[START Data shown]
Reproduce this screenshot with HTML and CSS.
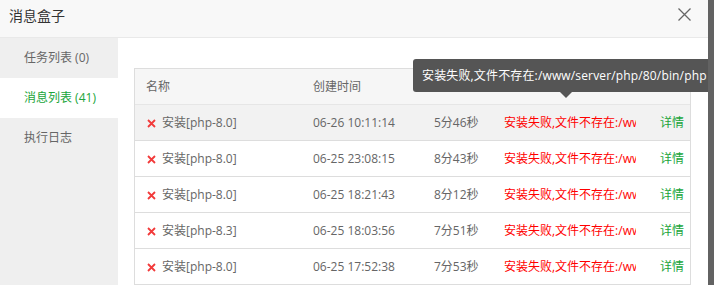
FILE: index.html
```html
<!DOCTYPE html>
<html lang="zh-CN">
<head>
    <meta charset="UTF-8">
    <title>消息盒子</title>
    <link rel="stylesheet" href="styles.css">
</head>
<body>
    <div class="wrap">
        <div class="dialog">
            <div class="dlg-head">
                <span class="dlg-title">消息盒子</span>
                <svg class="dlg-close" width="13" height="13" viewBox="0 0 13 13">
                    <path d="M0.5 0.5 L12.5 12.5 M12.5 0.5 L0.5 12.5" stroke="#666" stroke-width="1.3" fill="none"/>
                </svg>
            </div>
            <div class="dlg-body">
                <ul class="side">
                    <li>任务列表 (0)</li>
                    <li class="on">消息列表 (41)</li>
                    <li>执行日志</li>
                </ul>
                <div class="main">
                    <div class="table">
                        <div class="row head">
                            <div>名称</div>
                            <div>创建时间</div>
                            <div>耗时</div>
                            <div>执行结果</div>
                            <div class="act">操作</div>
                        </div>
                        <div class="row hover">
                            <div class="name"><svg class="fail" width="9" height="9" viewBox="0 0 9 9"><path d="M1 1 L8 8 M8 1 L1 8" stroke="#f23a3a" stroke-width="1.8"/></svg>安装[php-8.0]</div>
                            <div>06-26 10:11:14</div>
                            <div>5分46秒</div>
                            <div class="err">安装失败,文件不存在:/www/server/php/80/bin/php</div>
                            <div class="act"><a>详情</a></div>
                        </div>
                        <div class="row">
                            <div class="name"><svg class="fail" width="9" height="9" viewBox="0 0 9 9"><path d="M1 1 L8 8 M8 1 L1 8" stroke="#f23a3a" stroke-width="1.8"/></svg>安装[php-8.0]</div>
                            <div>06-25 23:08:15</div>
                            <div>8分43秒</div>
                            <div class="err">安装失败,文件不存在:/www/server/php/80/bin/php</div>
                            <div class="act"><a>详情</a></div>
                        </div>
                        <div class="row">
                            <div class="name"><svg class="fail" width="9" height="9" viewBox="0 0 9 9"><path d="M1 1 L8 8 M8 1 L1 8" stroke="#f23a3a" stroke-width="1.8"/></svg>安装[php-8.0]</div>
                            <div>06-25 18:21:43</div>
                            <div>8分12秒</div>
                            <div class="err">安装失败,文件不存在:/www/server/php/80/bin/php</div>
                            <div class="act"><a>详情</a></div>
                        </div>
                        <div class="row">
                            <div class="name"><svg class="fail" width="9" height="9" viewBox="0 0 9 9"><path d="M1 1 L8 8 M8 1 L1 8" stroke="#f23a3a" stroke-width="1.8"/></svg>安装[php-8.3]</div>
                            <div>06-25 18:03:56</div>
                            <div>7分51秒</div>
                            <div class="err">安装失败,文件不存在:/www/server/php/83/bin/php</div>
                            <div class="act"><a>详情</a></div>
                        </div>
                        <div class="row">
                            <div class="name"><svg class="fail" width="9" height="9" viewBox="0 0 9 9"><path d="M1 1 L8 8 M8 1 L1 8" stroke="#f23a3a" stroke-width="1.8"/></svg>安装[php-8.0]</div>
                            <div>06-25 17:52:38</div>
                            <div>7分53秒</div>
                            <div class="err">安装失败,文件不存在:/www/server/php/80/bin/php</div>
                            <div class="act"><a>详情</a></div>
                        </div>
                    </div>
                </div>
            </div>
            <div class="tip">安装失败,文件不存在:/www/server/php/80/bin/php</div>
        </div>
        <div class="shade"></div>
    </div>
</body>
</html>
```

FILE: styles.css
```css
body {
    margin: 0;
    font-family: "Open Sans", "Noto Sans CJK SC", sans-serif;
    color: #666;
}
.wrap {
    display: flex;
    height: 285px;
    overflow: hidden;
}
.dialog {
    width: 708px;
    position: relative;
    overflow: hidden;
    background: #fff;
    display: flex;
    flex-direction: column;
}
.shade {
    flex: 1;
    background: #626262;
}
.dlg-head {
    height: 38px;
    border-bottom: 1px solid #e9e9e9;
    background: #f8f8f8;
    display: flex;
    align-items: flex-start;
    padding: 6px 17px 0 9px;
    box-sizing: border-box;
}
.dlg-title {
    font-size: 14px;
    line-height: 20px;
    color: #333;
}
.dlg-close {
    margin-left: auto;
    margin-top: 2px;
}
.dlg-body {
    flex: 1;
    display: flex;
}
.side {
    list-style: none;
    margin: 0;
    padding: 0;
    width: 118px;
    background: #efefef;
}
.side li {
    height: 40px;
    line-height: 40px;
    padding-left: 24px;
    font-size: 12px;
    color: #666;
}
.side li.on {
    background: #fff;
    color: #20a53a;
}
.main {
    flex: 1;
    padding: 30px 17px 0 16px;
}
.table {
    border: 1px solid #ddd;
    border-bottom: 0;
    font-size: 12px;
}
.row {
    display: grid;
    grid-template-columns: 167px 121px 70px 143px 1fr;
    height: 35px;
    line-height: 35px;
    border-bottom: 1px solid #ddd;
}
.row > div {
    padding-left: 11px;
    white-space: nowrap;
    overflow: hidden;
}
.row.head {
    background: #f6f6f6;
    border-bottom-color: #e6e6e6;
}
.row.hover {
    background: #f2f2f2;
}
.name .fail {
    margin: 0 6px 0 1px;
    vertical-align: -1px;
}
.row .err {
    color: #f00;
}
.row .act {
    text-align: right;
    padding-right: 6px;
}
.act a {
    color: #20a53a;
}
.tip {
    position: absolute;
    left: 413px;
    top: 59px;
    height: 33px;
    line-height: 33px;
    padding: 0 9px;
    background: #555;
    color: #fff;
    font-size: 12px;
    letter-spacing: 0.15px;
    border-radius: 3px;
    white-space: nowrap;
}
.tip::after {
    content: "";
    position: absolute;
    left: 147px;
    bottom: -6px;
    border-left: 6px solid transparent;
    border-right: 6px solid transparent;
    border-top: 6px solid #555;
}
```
[END Data shown]
• Exercise objective:
Restate the data above word for word. Skip every picture.

• Solved exercise:
Reproduce this screenshot with HTML and CSS.
FILE: index.html
```html
<!DOCTYPE html>
<html lang="zh-CN">
<head>
    <meta charset="UTF-8">
    <title>消息盒子</title>
    <link rel="stylesheet" href="styles.css">
</head>
<body>
    <div class="wrap">
        <div class="dialog">
            <div class="dlg-head">
                <span class="dlg-title">消息盒子</span>
                <svg class="dlg-close" width="13" height="13" viewBox="0 0 13 13">
                    <path d="M0.5 0.5 L12.5 12.5 M12.5 0.5 L0.5 12.5" stroke="#666" stroke-width="1.3" fill="none"/>
                </svg>
            </div>
            <div class="dlg-body">
                <ul class="side">
                    <li>任务列表 (0)</li>
                    <li class="on">消息列表 (41)</li>
                    <li>执行日志</li>
                </ul>
                <div class="main">
                    <div class="table">
                        <div class="row head">
                            <div>名称</div>
                            <div>创建时间</div>
                            <div>耗时</div>
                            <div>执行结果</div>
                            <div class="act">操作</div>
                        </div>
                        <div class="row hover">
                            <div class="name"><svg class="fail" width="9" height="9" viewBox="0 0 9 9"><path d="M1 1 L8 8 M8 1 L1 8" stroke="#f23a3a" stroke-width="1.8"/></svg>安装[php-8.0]</div>
                            <div>06-26 10:11:14</div>
                            <div>5分46秒</div>
                            <div class="err">安装失败,文件不存在:/www/server/php/80/bin/php</div>
                            <div class="act"><a>详情</a></div>
                        </div>
                        <div class="row">
                            <div class="name"><svg class="fail" width="9" height="9" viewBox="0 0 9 9"><path d="M1 1 L8 8 M8 1 L1 8" stroke="#f23a3a" stroke-width="1.8"/></svg>安装[php-8.0]</div>
                            <div>06-25 23:08:15</div>
                            <div>8分43秒</div>
                            <div class="err">安装失败,文件不存在:/www/server/php/80/bin/php</div>
                            <div class="act"><a>详情</a></div>
                        </div>
                        <div class="row">
                            <div class="name"><svg class="fail" width="9" height="9" viewBox="0 0 9 9"><path d="M1 1 L8 8 M8 1 L1 8" stroke="#f23a3a" stroke-width="1.8"/></svg>安装[php-8.0]</div>
                            <div>06-25 18:21:43</div>
                            <div>8分12秒</div>
                            <div class="err">安装失败,文件不存在:/www/server/php/80/bin/php</div>
                            <div class="act"><a>详情</a></div>
                        </div>
                        <div class="row">
                            <div class="name"><svg class="fail" width="9" height="9" viewBox="0 0 9 9"><path d="M1 1 L8 8 M8 1 L1 8" stroke="#f23a3a" stroke-width="1.8"/></svg>安装[php-8.3]</div>
                            <div>06-25 18:03:56</div>
                            <div>7分51秒</div>
                            <div class="err">安装失败,文件不存在:/www/server/php/83/bin/php</div>
                            <div class="act"><a>详情</a></div>
                        </div>
                        <div class="row">
                            <div class="name"><svg class="fail" width="9" height="9" viewBox="0 0 9 9"><path d="M1 1 L8 8 M8 1 L1 8" stroke="#f23a3a" stroke-width="1.8"/></svg>安装[php-8.0]</div>
                            <div>06-25 17:52:38</div>
                            <div>7分53秒</div>
                            <div class="err">安装失败,文件不存在:/www/server/php/80/bin/php</div>
                            <div class="act"><a>详情</a></div>
                        </div>
                    </div>
                </div>
            </div>
            <div class="tip">安装失败,文件不存在:/www/server/php/80/bin/php</div>
        </div>
        <div class="shade"></div>
    </div>
</body>
</html>
```

FILE: styles.css
```css
body {
    margin: 0;
    font-family: "Open Sans", "Noto Sans CJK SC", sans-serif;
    color: #666;
}
.wrap {
    display: flex;
    height: 285px;
    overflow: hidden;
}
.dialog {
    width: 708px;
    position: relative;
    overflow: hidden;
    background: #fff;
    display: flex;
    flex-direction: column;
}
.shade {
    flex: 1;
    background: #626262;
}
.dlg-head {
    height: 38px;
    border-bottom: 1px solid #e9e9e9;
    background: #f8f8f8;
    display: flex;
    align-items: flex-start;
    padding: 6px 17px 0 9px;
    box-sizing: border-box;
}
.dlg-title {
    font-size: 14px;
    line-height: 20px;
    color: #333;
}
.dlg-close {
    margin-left: auto;
    margin-top: 2px;
}
.dlg-body {
    flex: 1;
    display: flex;
}
.side {
    list-style: none;
    margin: 0;
    padding: 0;
    width: 118px;
    background: #efefef;
}
.side li {
    height: 40px;
    line-height: 40px;
    padding-left: 24px;
    font-size: 12px;
    color: #666;
}
.side li.on {
    background: #fff;
    color: #20a53a;
}
.main {
    flex: 1;
    padding: 30px 17px 0 16px;
}
.table {
    border: 1px solid #ddd;
    border-bottom: 0;
    font-size: 12px;
}
.row {
    display: grid;
    grid-template-columns: 167px 121px 70px 143px 1fr;
    height: 35px;
    line-height: 35px;
    border-bottom: 1px solid #ddd;
}
.row > div {
    padding-left: 11px;
    white-space: nowrap;
    overflow: hidden;
}
.row.head {
    background: #f6f6f6;
    border-bottom-color: #e6e6e6;
}
.row.hover {
    background: #f2f2f2;
}
.name .fail {
    margin: 0 6px 0 1px;
    vertical-align: -1px;
}
.row .err {
    color: #f00;
}
.row .act {
    text-align: right;
    padding-right: 6px;
}
.act a {
    color: #20a53a;
}
.tip {
    position: absolute;
    left: 413px;
    top: 59px;
    height: 33px;
    line-height: 33px;
    padding: 0 9px;
    background: #555;
    color: #fff;
    font-size: 12px;
    letter-spacing: 0.15px;
    border-radius: 3px;
    white-space: nowrap;
}
.tip::after {
    content: "";
    position: absolute;
    left: 147px;
    bottom: -6px;
    border-left: 6px solid transparent;
    border-right: 6px solid transparent;
    border-top: 6px solid #555;
}
```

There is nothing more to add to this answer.